----- Data extract -----

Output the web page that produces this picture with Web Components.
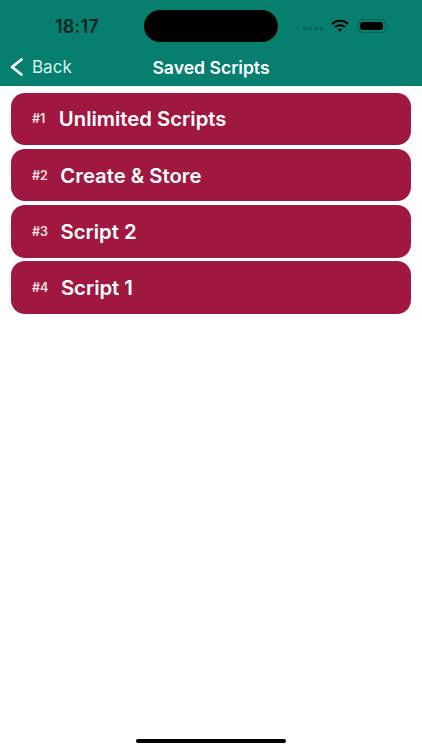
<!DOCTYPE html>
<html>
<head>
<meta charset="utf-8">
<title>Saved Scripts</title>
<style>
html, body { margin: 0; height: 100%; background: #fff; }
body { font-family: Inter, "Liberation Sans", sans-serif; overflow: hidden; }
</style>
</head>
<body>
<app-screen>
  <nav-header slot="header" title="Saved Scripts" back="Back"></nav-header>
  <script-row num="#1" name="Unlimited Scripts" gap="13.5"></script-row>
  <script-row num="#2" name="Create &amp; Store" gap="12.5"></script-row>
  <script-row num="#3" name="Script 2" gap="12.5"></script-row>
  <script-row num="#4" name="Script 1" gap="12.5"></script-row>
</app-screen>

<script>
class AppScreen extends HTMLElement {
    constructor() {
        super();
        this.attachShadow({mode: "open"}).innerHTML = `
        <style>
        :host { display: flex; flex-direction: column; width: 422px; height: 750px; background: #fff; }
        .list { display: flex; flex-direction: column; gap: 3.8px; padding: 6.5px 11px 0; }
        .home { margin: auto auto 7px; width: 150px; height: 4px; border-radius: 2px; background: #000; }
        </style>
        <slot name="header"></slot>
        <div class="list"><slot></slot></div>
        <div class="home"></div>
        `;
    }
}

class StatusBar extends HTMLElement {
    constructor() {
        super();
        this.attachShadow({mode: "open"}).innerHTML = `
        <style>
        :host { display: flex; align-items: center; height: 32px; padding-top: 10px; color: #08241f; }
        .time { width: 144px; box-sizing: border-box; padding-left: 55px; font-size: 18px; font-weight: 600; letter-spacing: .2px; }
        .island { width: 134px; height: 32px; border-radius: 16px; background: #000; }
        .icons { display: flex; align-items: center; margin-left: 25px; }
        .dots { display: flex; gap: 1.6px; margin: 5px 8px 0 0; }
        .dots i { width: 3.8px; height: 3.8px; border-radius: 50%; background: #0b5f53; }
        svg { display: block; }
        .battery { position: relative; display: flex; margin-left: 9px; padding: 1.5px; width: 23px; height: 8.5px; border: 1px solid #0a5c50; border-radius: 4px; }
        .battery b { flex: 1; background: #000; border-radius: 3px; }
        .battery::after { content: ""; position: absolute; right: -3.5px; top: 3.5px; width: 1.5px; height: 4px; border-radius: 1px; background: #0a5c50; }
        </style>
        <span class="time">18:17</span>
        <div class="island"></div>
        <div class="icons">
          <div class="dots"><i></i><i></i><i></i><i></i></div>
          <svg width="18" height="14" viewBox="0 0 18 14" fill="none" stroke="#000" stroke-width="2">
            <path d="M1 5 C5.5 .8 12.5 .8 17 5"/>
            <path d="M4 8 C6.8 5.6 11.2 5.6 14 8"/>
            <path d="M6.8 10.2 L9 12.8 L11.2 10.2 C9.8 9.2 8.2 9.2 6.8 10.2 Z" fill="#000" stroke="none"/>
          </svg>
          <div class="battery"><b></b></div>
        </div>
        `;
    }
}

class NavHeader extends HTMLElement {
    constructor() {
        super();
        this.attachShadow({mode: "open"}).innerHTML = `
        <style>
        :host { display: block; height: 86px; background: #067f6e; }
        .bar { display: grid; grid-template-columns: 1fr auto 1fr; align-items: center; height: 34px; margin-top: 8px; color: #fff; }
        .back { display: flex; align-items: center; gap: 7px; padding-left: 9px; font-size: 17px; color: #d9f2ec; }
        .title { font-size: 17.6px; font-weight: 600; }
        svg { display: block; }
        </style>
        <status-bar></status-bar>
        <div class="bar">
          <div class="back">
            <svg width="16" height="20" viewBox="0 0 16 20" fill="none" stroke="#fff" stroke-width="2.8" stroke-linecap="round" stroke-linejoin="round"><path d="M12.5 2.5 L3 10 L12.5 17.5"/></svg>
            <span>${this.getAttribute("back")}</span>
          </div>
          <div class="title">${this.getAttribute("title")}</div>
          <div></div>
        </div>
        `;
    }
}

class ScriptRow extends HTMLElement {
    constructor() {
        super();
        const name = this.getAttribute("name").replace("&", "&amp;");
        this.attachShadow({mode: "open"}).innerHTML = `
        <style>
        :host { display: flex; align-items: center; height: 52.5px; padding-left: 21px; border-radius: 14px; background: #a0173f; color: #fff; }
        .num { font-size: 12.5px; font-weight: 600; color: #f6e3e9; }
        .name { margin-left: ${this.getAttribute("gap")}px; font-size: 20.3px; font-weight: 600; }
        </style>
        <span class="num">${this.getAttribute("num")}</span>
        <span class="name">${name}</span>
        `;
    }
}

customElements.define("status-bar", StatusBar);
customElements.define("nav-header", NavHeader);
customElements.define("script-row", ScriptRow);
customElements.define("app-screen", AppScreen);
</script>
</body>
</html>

-----

*What the task requires*. Pictures excluded, repeat exactly the lines from the top of the material through the line with "</app-screen>", including both of those lines.

*Result of this exercise*.
Output the web page that produces this picture with Web Components.
<!DOCTYPE html>
<html>
<head>
<meta charset="utf-8">
<title>Saved Scripts</title>
<style>
html, body { margin: 0; height: 100%; background: #fff; }
body { font-family: Inter, "Liberation Sans", sans-serif; overflow: hidden; }
</style>
</head>
<body>
<app-screen>
  <nav-header slot="header" title="Saved Scripts" back="Back"></nav-header>
  <script-row num="#1" name="Unlimited Scripts" gap="13.5"></script-row>
  <script-row num="#2" name="Create &amp; Store" gap="12.5"></script-row>
  <script-row num="#3" name="Script 2" gap="12.5"></script-row>
  <script-row num="#4" name="Script 1" gap="12.5"></script-row>
</app-screen>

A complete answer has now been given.